### Records provided
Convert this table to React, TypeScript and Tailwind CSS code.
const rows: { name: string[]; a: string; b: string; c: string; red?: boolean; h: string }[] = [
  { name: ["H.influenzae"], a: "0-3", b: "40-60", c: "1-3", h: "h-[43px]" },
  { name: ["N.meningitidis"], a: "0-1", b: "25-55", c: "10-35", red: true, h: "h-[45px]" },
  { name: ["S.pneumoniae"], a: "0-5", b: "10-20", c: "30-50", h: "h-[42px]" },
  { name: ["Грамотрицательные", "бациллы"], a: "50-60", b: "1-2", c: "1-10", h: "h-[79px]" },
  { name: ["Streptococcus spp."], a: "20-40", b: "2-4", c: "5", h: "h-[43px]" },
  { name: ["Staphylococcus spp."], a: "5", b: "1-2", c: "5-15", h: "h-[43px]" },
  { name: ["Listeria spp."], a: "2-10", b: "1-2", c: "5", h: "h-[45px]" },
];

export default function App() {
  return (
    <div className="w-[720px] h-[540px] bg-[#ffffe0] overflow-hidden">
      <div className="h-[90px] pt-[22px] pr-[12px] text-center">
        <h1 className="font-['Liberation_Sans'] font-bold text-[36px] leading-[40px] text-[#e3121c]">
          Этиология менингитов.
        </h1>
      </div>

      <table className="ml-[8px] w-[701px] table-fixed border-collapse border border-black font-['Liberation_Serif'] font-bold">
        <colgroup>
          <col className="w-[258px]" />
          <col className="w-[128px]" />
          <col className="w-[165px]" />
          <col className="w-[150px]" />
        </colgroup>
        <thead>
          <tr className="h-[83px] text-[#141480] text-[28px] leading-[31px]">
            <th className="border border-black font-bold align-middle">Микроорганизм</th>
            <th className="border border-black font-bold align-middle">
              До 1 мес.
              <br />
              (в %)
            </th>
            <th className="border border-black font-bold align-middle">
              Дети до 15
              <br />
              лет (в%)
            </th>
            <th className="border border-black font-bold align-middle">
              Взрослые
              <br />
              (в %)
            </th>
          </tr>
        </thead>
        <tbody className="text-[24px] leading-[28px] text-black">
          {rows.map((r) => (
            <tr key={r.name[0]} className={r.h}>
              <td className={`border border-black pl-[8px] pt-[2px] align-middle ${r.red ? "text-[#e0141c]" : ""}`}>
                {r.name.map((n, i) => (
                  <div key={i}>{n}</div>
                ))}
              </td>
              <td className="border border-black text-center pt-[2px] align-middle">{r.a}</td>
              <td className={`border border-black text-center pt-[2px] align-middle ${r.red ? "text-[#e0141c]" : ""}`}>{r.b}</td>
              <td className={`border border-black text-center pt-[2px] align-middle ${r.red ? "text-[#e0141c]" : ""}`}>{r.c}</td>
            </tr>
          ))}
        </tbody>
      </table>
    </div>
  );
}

--

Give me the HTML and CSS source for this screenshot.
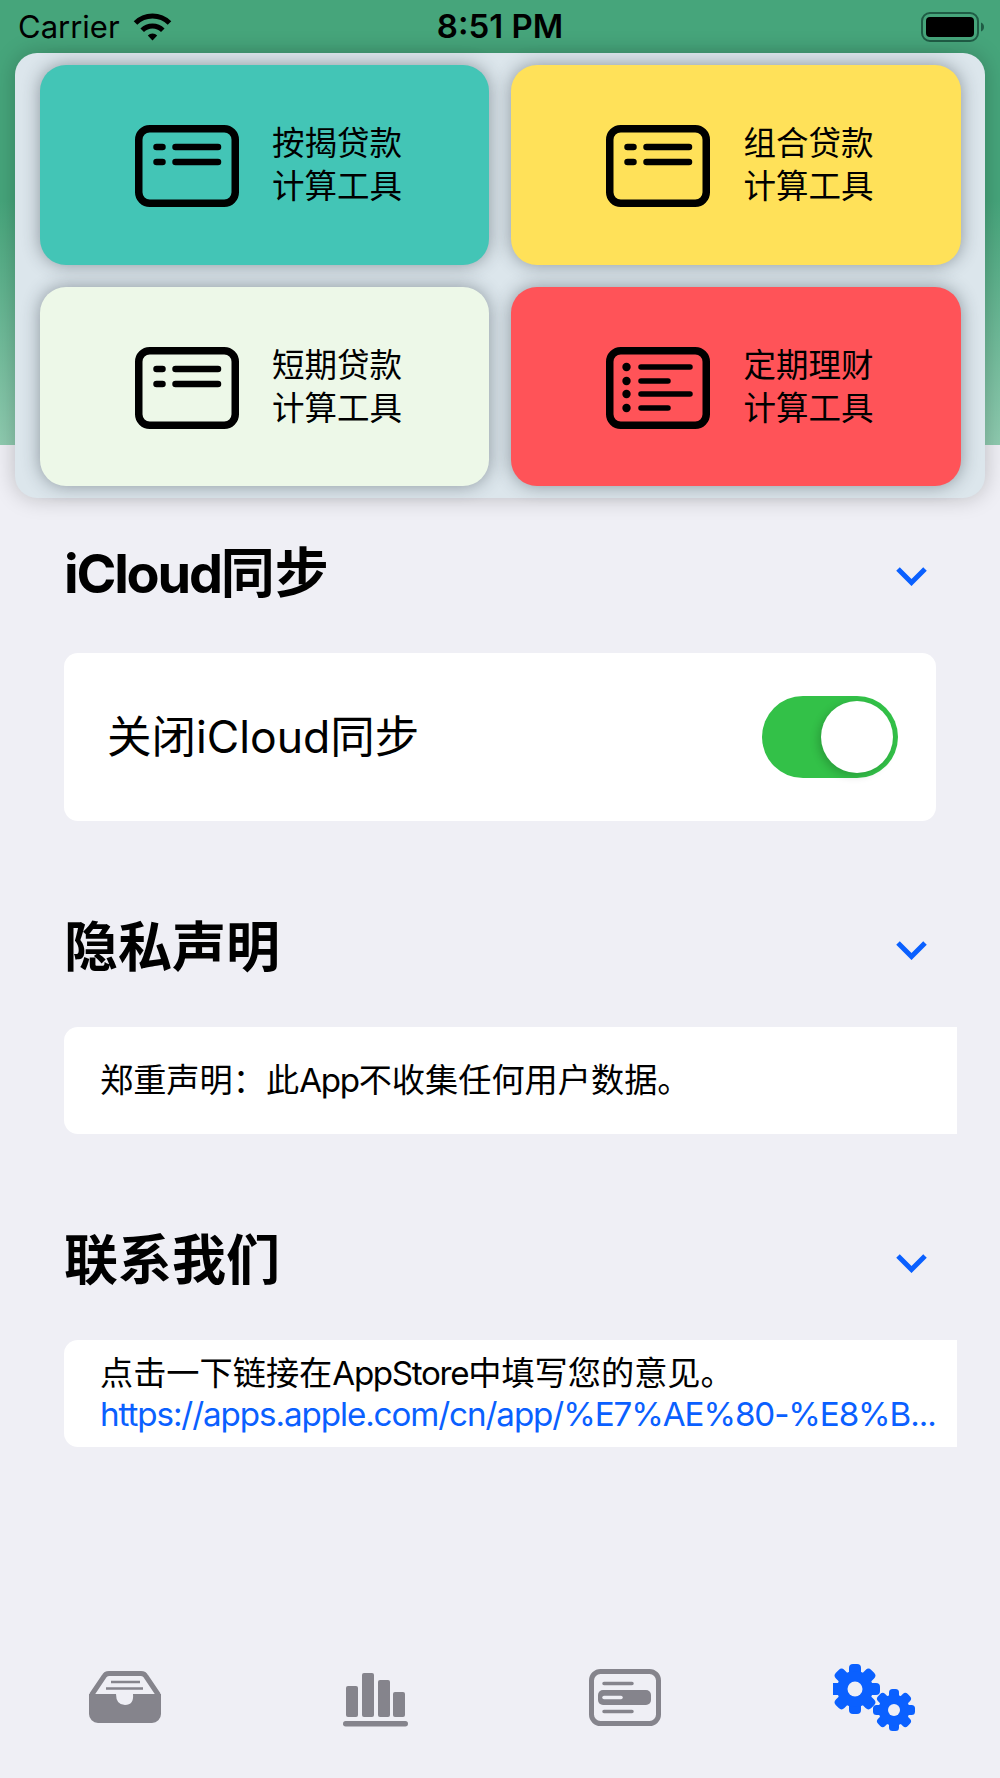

### Task to complete
Find all the lines containing "this" in the material, then copy them.

### Correct result
Convert this table to React, TypeScript and Tailwind CSS code.
Give me the HTML and CSS source for this screenshot.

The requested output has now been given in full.